I have her in memory now, the best parts, the honest parts.  Nancy in the pub, asking what I wanted as if it mattered.  Nancy in the sun, laughing at my clumsy language and kissing my cheek like the world had forgiven her.  Nancy under Broadway lights, gripping my hand when the music rose, whispering that she had forgotten life could feel like this.

I miss her.  I will miss her for ever.

And still, I am grateful.  Not because it ended, not because tragedy makes a neat moral.  I am grateful because for one year I knew a kind of love that arrived with power and timing and age and courage all tangled together.  She was older, and that difference mattered.  She had more stability, and that difference mattered.  She was hungry for freedom, and I was beginning to hunger for peace, and that difference mattered too.

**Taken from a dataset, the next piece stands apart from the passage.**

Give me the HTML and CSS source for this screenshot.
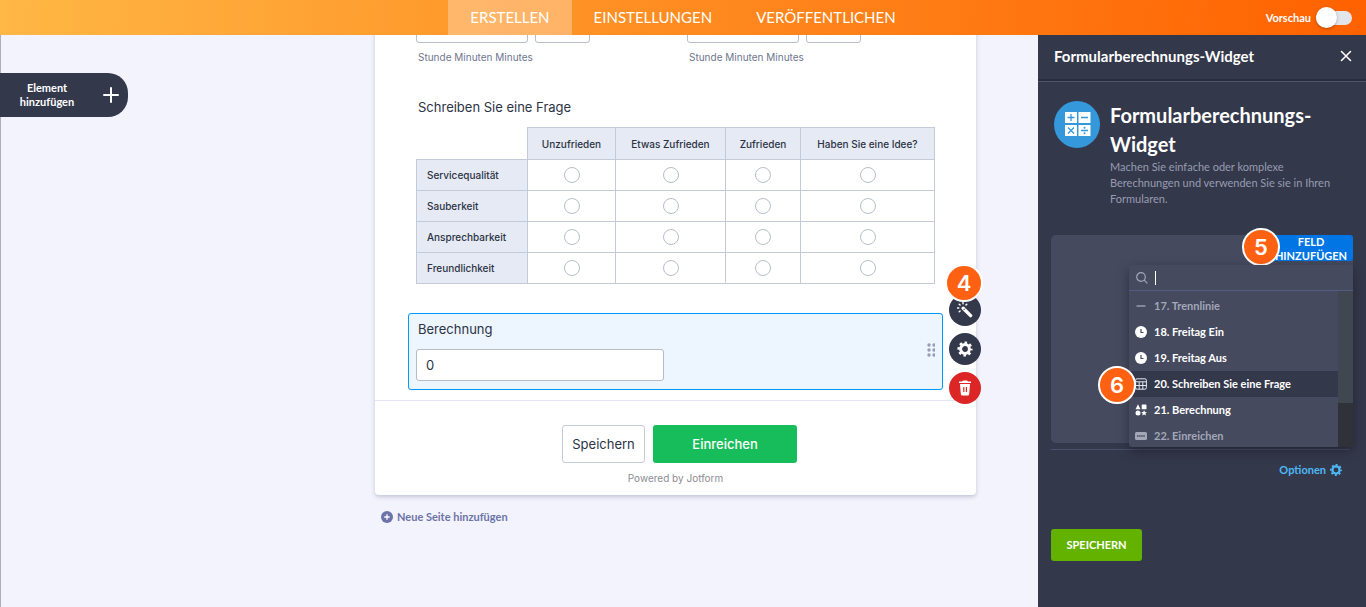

Love shows up differently depending on where you stand when it finds you.  Sometimes love is a home you build together.  Sometimes love is a bridge you run across at night, laughing, not knowing if it will still be there in the morning.  Nancy was a bridge, and I crossed, and for a while the crossing was everything.

Now I carry the truth that some connections are not meant to last, but they are meant to change you.  Nancy changed me.  She made me see joy as something you can choose, not just something that happens.  She made me see maturity as attractive, not intimidating.  She made me see my own fatigue, my own longing for steadiness.  She made me understand that a person can be both strong and fragile, both triumphant and at risk.

Her story ended too soon.  Our story ended before it could become what it might have been.  The stars were not aligned.

But the love was real, and that is what remains.  A bright year.  A strong connection.  A divergence that could have been navigated with time, if time had been kinder.  A lesson that does not feel like a lesson, only like a hole in the world shaped exactly like her.

No recovery.  Ever.

Only remembrance.  Only gratitude.  Only the quiet decision, day by day, to live more carefully, more honestly, and to love in ways that do not wait for someday.